INSTRUCTIONS TO FOLLOW: Go through the entries one line at a time, and gather every line that has the word "TypeScript".
===
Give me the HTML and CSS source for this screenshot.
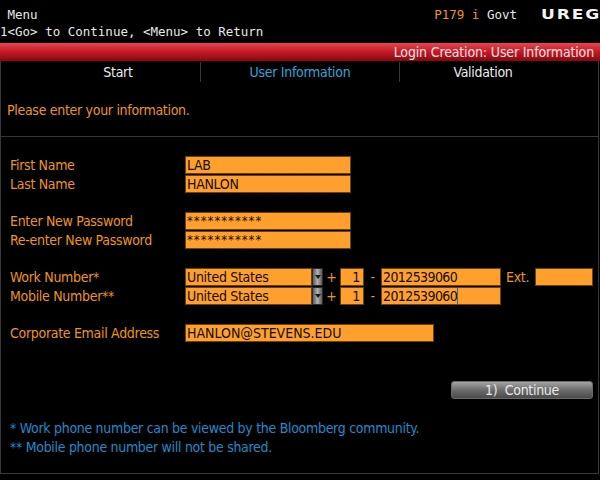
FILE: index.html
```html
<!DOCTYPE html>
<html lang="en">
<head>
  <meta charset="UTF-8">
  <meta name="viewport" content="width=device-width, initial-scale=1.0">
  <title>UREG - Login Creation</title>
  <link rel="stylesheet" href="styles.css">
</head>
<body>

<header class="topbar">
  <div class="topline">
    <span class="menu"> Menu</span>
    <span class="cmd"><span class="amber">P179 i</span> Govt</span>
    <span class="ticker">UREG</span>
  </div>
  <div class="hint">1&lt;Go&gt; to Continue, &lt;Menu&gt; to Return</div>
</header>

<div class="titlebar">Login Creation: User Information</div>

<main class="panel">
  <nav class="tabs">
    <span class="tab">Start</span>
    <span class="tab active">User Information</span>
    <span class="tab">Validation</span>
  </nav>

  <p class="intro">Please enter your information.</p>

  <form class="form">
    <div class="group">
      <div class="row">
        <label class="label">First Name</label>
        <span class="field name">LAB</span>
      </div>
      <div class="row">
        <label class="label">Last Name</label>
        <span class="field name">HANLON</span>
      </div>
    </div>

    <div class="group">
      <div class="row">
        <label class="label">Enter New Password</label>
        <span class="field name secret">***********</span>
      </div>
      <div class="row">
        <label class="label">Re-enter New Password</label>
        <span class="field name secret">***********</span>
      </div>
    </div>

    <div class="group">
      <div class="row">
        <label class="label">Work Number*</label>
        <span class="field country">United States</span>
        <span class="drop"></span>
        <span class="sep">+</span>
        <span class="field code">1</span>
        <span class="sep">-</span>
        <span class="field phone">2012539060</span>
        <span class="ext-label">Ext.</span>
        <span class="field ext"></span>
      </div>
      <div class="row">
        <label class="label">Mobile Number**</label>
        <span class="field country">United States</span>
        <span class="drop"></span>
        <span class="sep">+</span>
        <span class="field code">1</span>
        <span class="sep">-</span>
        <span class="field phone">2012539060<span class="caret"></span></span>
      </div>
    </div>

    <div class="group">
      <div class="row">
        <label class="label">Corporate Email Address</label>
        <span class="field email">HANLON@STEVENS.EDU</span>
      </div>
    </div>

    <div class="actions">
      <button type="button" class="continue">1)&nbsp;&nbsp;Continue</button>
    </div>
  </form>

  <div class="notes">
    <p>* Work phone number can be viewed by the Bloomberg community.</p>
    <p>** Mobile phone number will not be shared.</p>
  </div>
</main>

</body>
</html>
```

FILE: styles.css
```css
body {
  margin: 0;
  width: 600px;
  height: 480px;
  overflow: hidden;
  background-color: #000;
  color: #e6e6e6;
  font-family: "DejaVu Sans Condensed", "DejaVu Sans", sans-serif;
  font-stretch: condensed;
  font-size: 14px;
  letter-spacing: -0.3px;
}

p {
  margin: 0;
}

.topbar {
  padding-top: 6px;
  margin-bottom: 3px;
  font-family: "DejaVu Sans Mono", monospace;
  font-stretch: normal;
  font-size: 12.5px;
  letter-spacing: 0;
  line-height: 17px;
  color: #e8e8e8;
}

.topline {
  display: flex;
  height: 17px;
}

.menu,
.hint {
  white-space: pre;
}

.cmd {
  margin-left: auto;
  white-space: pre;
}

.amber {
  color: #f0960e;
}

.ticker {
  margin-left: 24px;
  width: 59px;
  font-family: "DejaVu Sans", sans-serif;
  font-weight: bold;
  font-size: 14px;
  letter-spacing: 1.5px;
  color: #f2f2f2;
  transform: scaleX(1.22);
  transform-origin: left center;
}

.titlebar {
  height: 18px;
  line-height: 18px;
  padding-right: 6px;
  text-align: right;
  letter-spacing: -0.15px;
  color: #f6e4e4;
  background: linear-gradient(#e84652, #c81c28 45%, #8a0610);
}

.panel {
  box-sizing: border-box;
  width: 599px;
  height: 413px;
  border: 1px solid #383838;
  border-top: none;
}

.tabs {
  display: grid;
  grid-template-columns: 164px 200px 166px;
  padding-left: 35px;
  height: 20px;
  line-height: 22px;
}

.tab {
  text-align: center;
  color: #ececec;
}

.tab.active {
  color: #2aa6dc;
  border-left: 1px solid #383838;
  border-right: 1px solid #383838;
  margin: 1px 0 2px;
  line-height: 20px;
}

.intro {
  padding: 20px 6px 17px;
  line-height: 18px;
  color: #f0960e;
  border-bottom: 1px solid #383838;
}

.form {
  padding: 19px 0 0 9px;
  display: flex;
  flex-direction: column;
  gap: 19px;
}

.group {
  display: flex;
  flex-direction: column;
  gap: 1px;
}

.row {
  display: flex;
  align-items: center;
  height: 18px;
}

.label {
  width: 175px;
  color: #f0960e;
}

.field {
  box-sizing: border-box;
  height: 18px;
  line-height: 16px;
  padding: 0 1px;
  background-color: #ffa02e;
  border: 1px solid #6e4208;
  color: #140c00;
  white-space: pre;
}

.name {
  width: 166px;
}

.secret {
  font-size: 13px;
  letter-spacing: 1px;
}

.country {
  width: 127px;
}

.drop {
  box-sizing: border-box;
  width: 11px;
  height: 18px;
  border: 1px solid #2a2a2a;
  background: linear-gradient(90deg, #5a5a5a, #b0b0b0 50%, #5a5a5a);
  display: flex;
  align-items: center;
  justify-content: center;
}

.drop::after {
  content: "";
  border-left: 3px solid transparent;
  border-right: 3px solid transparent;
  border-top: 4px solid #1a1a1a;
}

.sep {
  width: 17px;
  text-align: center;
  color: #f0960e;
}

.code {
  width: 24px;
  text-align: right;
  padding-right: 3px;
}

.phone {
  width: 120px;
  letter-spacing: -0.6px;
}

.caret {
  display: inline-block;
  width: 1px;
  height: 16px;
  vertical-align: top;
  background-color: #3c6890;
}

.ext-label {
  margin-left: 5px;
  width: 29px;
  color: #f0960e;
}

.ext {
  width: 58px;
}

.email {
  width: 249px;
  letter-spacing: 0;
}

.actions {
  display: flex;
  justify-content: flex-end;
  padding-right: 5px;
  margin-top: 20px;
}

.continue {
  box-sizing: border-box;
  width: 142px;
  height: 18px;
  padding: 0;
  border: 1px solid #6a6a6a;
  border-radius: 3px;
  background: linear-gradient(#a4a4a4, #6c6c6c 50%, #4a4a4a);
  color: #e8e8e8;
  font-family: inherit;
  font-stretch: condensed;
  font-size: 14px;
  letter-spacing: -0.3px;
  line-height: 16px;
}

.notes {
  padding: 20px 9px 0;
  line-height: 19px;
  color: #1e8ccc;
}
```
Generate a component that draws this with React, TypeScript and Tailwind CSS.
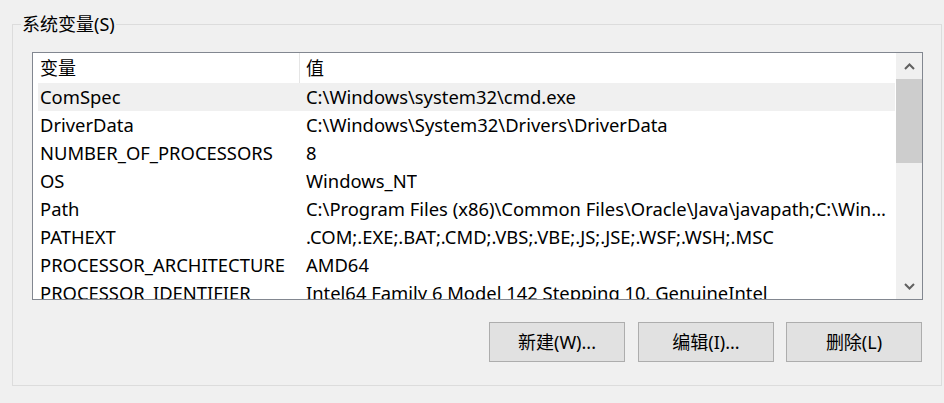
import React from "react";

const rows: [string, string][] = [
  ["ComSpec", "C:\\Windows\\system32\\cmd.exe"],
  ["DriverData", "C:\\Windows\\System32\\Drivers\\DriverData"],
  ["NUMBER_OF_PROCESSORS", "8"],
  ["OS", "Windows_NT"],
  ["Path", "C:\\Program Files (x86)\\Common Files\\Oracle\\Java\\javapath;C:\\Win..."],
  ["PATHEXT", ".COM;.EXE;.BAT;.CMD;.VBS;.VBE;.JS;.JSE;.WSF;.WSH;.MSC"],
  ["PROCESSOR_ARCHITECTURE", "AMD64"],
  ["PROCESSOR_IDENTIFIER", "Intel64 Family 6 Model 142 Stepping 10, GenuineIntel"],
];

function Chevron({ up }: { up?: boolean }) {
  return (
    <svg width="11" height="7" viewBox="0 0 11 7">
      <path
        d={up ? "M1 6 L5.5 1.5 L10 6" : "M1 1 L5.5 5.5 L10 1"}
        fill="none"
        stroke="#606060"
        strokeWidth="2"
      />
    </svg>
  );
}

export default function App() {
  return (
    <div
      className="w-[944px] h-[403px] bg-[#f0f0f0] overflow-hidden pt-[24px] pl-[12px] text-black"
      style={{ fontFamily: "'Noto Sans', 'Noto Sans CJK SC', sans-serif" }}
    >
      <div className="relative w-[930px] h-[362px] border border-[#dcdcdc] pl-[19px] pt-[27px]">
        <span className="absolute left-[8px] top-[-13px] px-[1px] bg-[#f0f0f0] text-[18px] leading-[24px]">
          系统变量(S)
        </span>
        <div className="flex w-[891px] h-[248px] border border-[#828790] bg-white">
          <div className="flex-1 flex flex-col overflow-hidden text-[18px]">
            <div className="flex h-[30px] shrink-0 items-center pl-[5px]">
              <div className="w-[261px] pl-[2px]">变量</div>
              <div className="w-px h-full bg-[#e5e5e5]" />
              <div className="pl-[6px]">值</div>
            </div>
            {rows.map(([k, v], i) => (
              <div
                key={k}
                className={`flex h-[28px] shrink-0 items-center ml-[5px] mr-[1px] whitespace-nowrap text-[18.4px] ${
                  i === 0 ? "bg-[#f0f0f0]" : ""
                }`}
              >
                <div className="w-[261px] shrink-0 pl-[2px] overflow-hidden">{k}</div>
                <div className="pl-[7px] overflow-hidden">{v}</div>
              </div>
            ))}
          </div>
          <div className="w-[26px] shrink-0 flex flex-col bg-[#f0f0f0]">
            <div className="h-[26px] flex items-center justify-center">
              <Chevron up />
            </div>
            <div className="h-[84px] bg-[#cdcdcd]" />
            <div className="flex-1" />
            <div className="h-[26px] flex items-center justify-center">
              <Chevron />
            </div>
          </div>
        </div>
        <div className="flex w-[890px] mt-[22px] justify-end text-[18px]">
          <button className="w-[136px] h-[40px] bg-[#e1e1e1] border border-[#adadad] flex items-center justify-center">
            新建(W)...
          </button>
          <button className="ml-[13px] w-[136px] h-[40px] bg-[#e1e1e1] border border-[#adadad] flex items-center justify-center">
            编辑(I)...
          </button>
          <button className="ml-[12px] w-[136px] h-[40px] bg-[#e1e1e1] border border-[#adadad] flex items-center justify-center">
            删除(L)
          </button>
        </div>
      </div>
    </div>
  );
}
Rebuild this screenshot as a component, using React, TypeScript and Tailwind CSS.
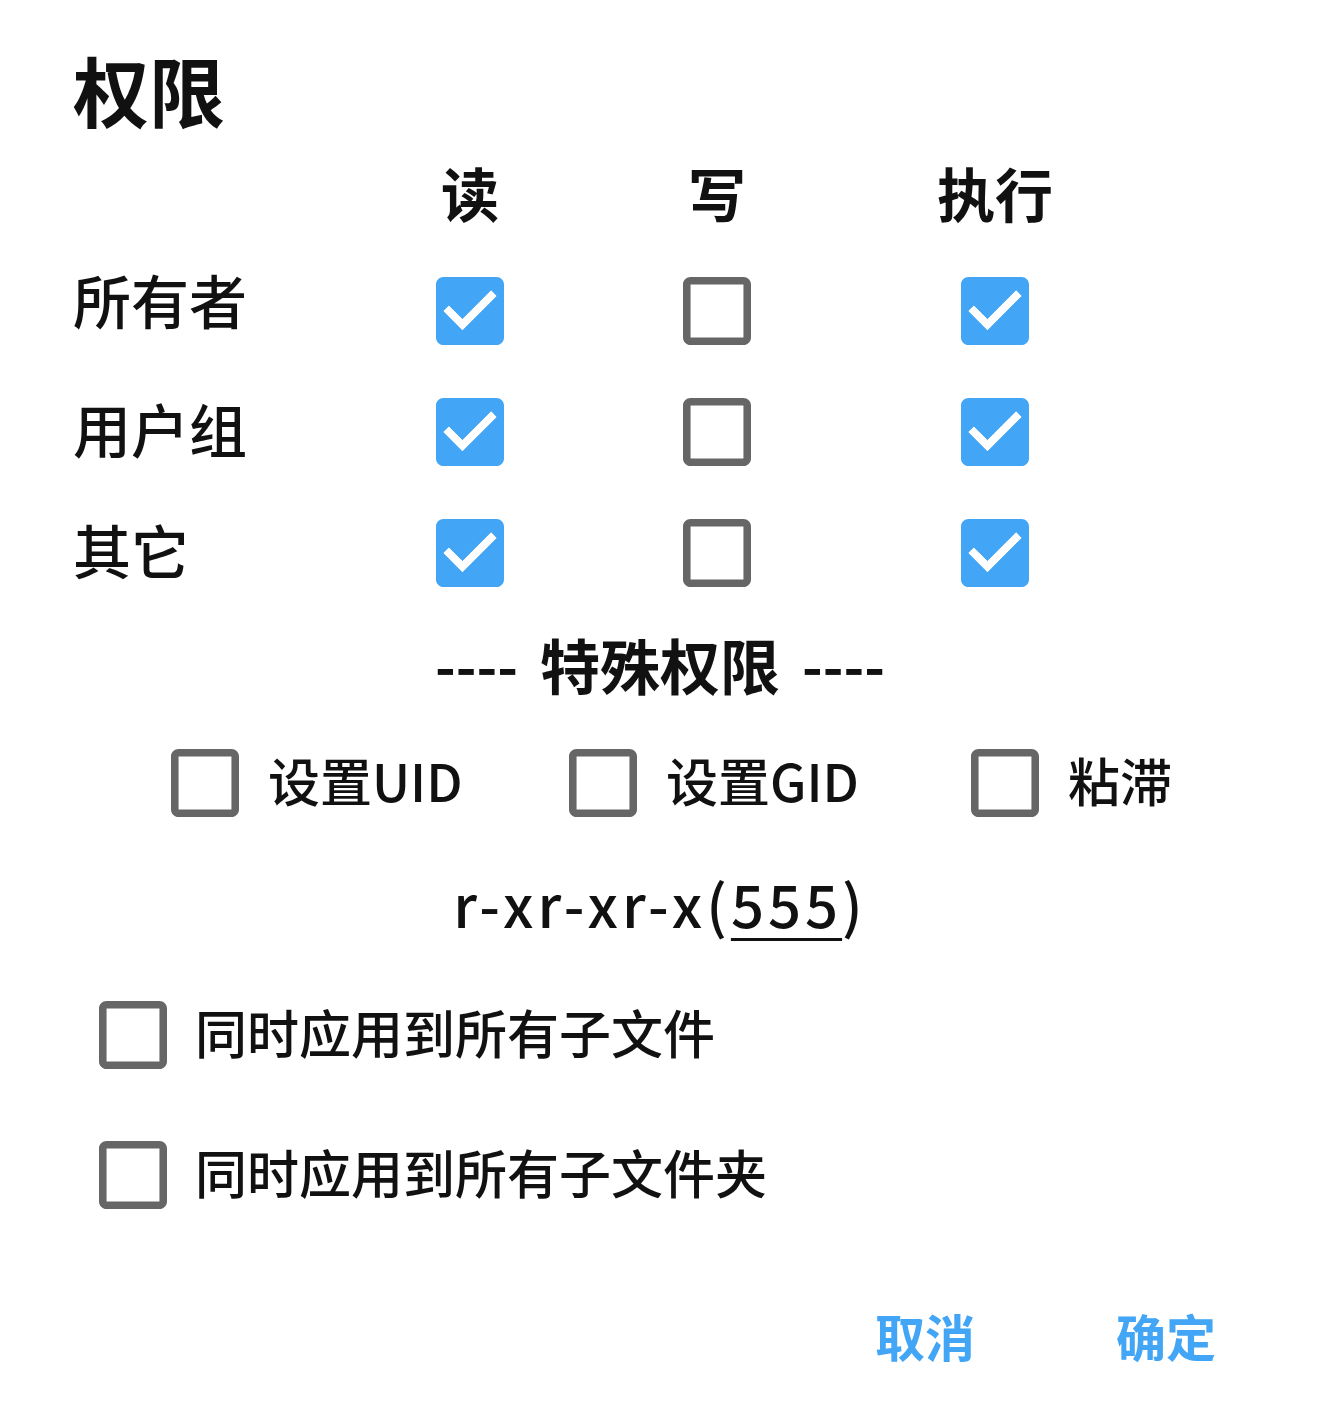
import React, { useState } from 'react';

const FONT = "font-['Noto_Sans_CJK_SC','Noto_Sans',sans-serif]";

const CheckBox: React.FC<{ checked: boolean; onToggle?: () => void }> = ({ checked, onToggle }) => (
  <button type="button" onClick={onToggle} className="w-[68px] h-[68px] shrink-0 block">
    {checked ? (
      <svg viewBox="3 3 18 18" className="w-full h-full" fill="#42a5f5">
        <path d="M19 3H5c-1.11 0-2 .9-2 2v14c0 1.1.89 2 2 2h14c1.11 0 2-.9 2-2V5c0-1.1-.89-2-2-2zm-9 14l-5-5 1.41-1.41L10 14.17l7.59-7.59L19 8l-9 9z" />
        <path d="M10 17l-5-5 1.41-1.41L10 14.17l7.59-7.59L19 8z" fill="#fff" />
      </svg>
    ) : (
      <svg viewBox="3 3 18 18" className="w-full h-full" fill="#666666">
        <path d="M19 5v14H5V5h14m0-2H5c-1.1 0-2 .9-2 2v14c0 1.1.9 2 2 2h14c1.1 0 2-.9 2-2V5c0-1.1-.9-2-2-2z" />
      </svg>
    )}
  </button>
);

const ROWS = ['所有者', '用户组', '其它'];

export default function App() {
  const [perms, setPerms] = useState<boolean[][]>([
    [true, false, true],
    [true, false, true],
    [true, false, true],
  ]);
  const [special, setSpecial] = useState([false, false, false]);
  const [applyFiles, setApplyFiles] = useState(false);
  const [applyDirs, setApplyDirs] = useState(false);

  const toggle = (r: number, c: number) =>
    setPerms((p) => p.map((row, i) => (i === r ? row.map((v, j) => (j === c ? !v : v)) : row)));

  const sym = perms.map((row) => `${row[0] ? 'r' : '-'}${row[1] ? 'w' : '-'}${row[2] ? 'x' : '-'}`).join('');
  const num = perms.map((row) => (row[0] ? 4 : 0) + (row[1] ? 2 : 0) + (row[2] ? 1 : 0)).join('');

  return (
    <div className={`w-[1320px] h-[1407px] bg-white text-[#111] ${FONT}`}>
      <div className="pt-[49px] pl-[73px] h-[134px]">
        <h1 className="text-[76px] font-bold leading-[80px]">权限</h1>
      </div>

      <div className="grid grid-cols-[307px_180px_314px_242px] pl-[73px]">
        <div className="h-[116px]" />
        {['读', '写', '执行'].map((h) => (
          <div key={h} className="h-[116px] flex items-center justify-center text-[58px] font-bold">
            {h}
          </div>
        ))}
        {ROWS.map((label, r) => (
          <React.Fragment key={label}>
            <div className={`h-[121px] flex items-center text-[58px] font-medium ${r === 0 ? 'pb-[22px]' : 'pb-[6px]'}`}>
              {label}
            </div>
            {[0, 1, 2].map((c) => (
              <div key={c} className="h-[121px] flex items-center justify-center">
                <CheckBox checked={perms[r][c]} onToggle={() => toggle(r, c)} />
              </div>
            ))}
          </React.Fragment>
        ))}
      </div>

      <div className="h-[108px] flex items-center justify-center gap-[22px] pb-[6px] font-bold">
        <span className="text-[56px]">----</span>
        <span className="text-[60px]">特殊权限</span>
        <span className="text-[56px]">----</span>
      </div>

      <div className="h-[124px] flex items-center pl-[171px] text-[52px] font-medium">
        {['设置UID', '设置GID', '粘滞'].map((t, i) => (
          <div key={t} className={`flex items-center gap-[29px] ${i === 0 ? 'w-[398px]' : i === 1 ? 'w-[402px]' : ''}`}>
            <CheckBox
              checked={special[i]}
              onToggle={() => setSpecial((s) => s.map((v, j) => (j === i ? !v : v)))}
            />
            <span className="pb-[6px]">{t}</span>
          </div>
        ))}
      </div>

      <div className="h-[120px] flex items-center justify-center pb-[4px] text-[58px] font-medium tracking-[4px]">
        <span>
          {sym}(<span className="underline underline-offset-[10px] decoration-[3px]">{num}</span>)
        </span>
      </div>

      <div className="h-[140px] flex items-center gap-[28px] pl-[99px] text-[52px] font-medium">
        <CheckBox checked={applyFiles} onToggle={() => setApplyFiles(!applyFiles)} />
        <span className="pb-[6px]">同时应用到所有子文件</span>
      </div>
      <div className="h-[140px] flex items-center gap-[28px] pl-[99px] text-[52px] font-medium">
        <CheckBox checked={applyDirs} onToggle={() => setApplyDirs(!applyDirs)} />
        <span className="pb-[6px]">同时应用到所有子文件夹</span>
      </div>

      <div className="mt-[58px] h-[70px] flex items-center justify-end gap-[141px] pr-[104px] pb-[6px] text-[50px] font-bold text-[#42a5f5]">
        <button type="button">取消</button>
        <button type="button">确定</button>
      </div>
    </div>
  );
}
===
SOLUTION FOR THIS PROBLEM:
Generate a component that draws this with React, TypeScript and Tailwind CSS.
Rebuild this screenshot as a component, using React, TypeScript and Tailwind CSS.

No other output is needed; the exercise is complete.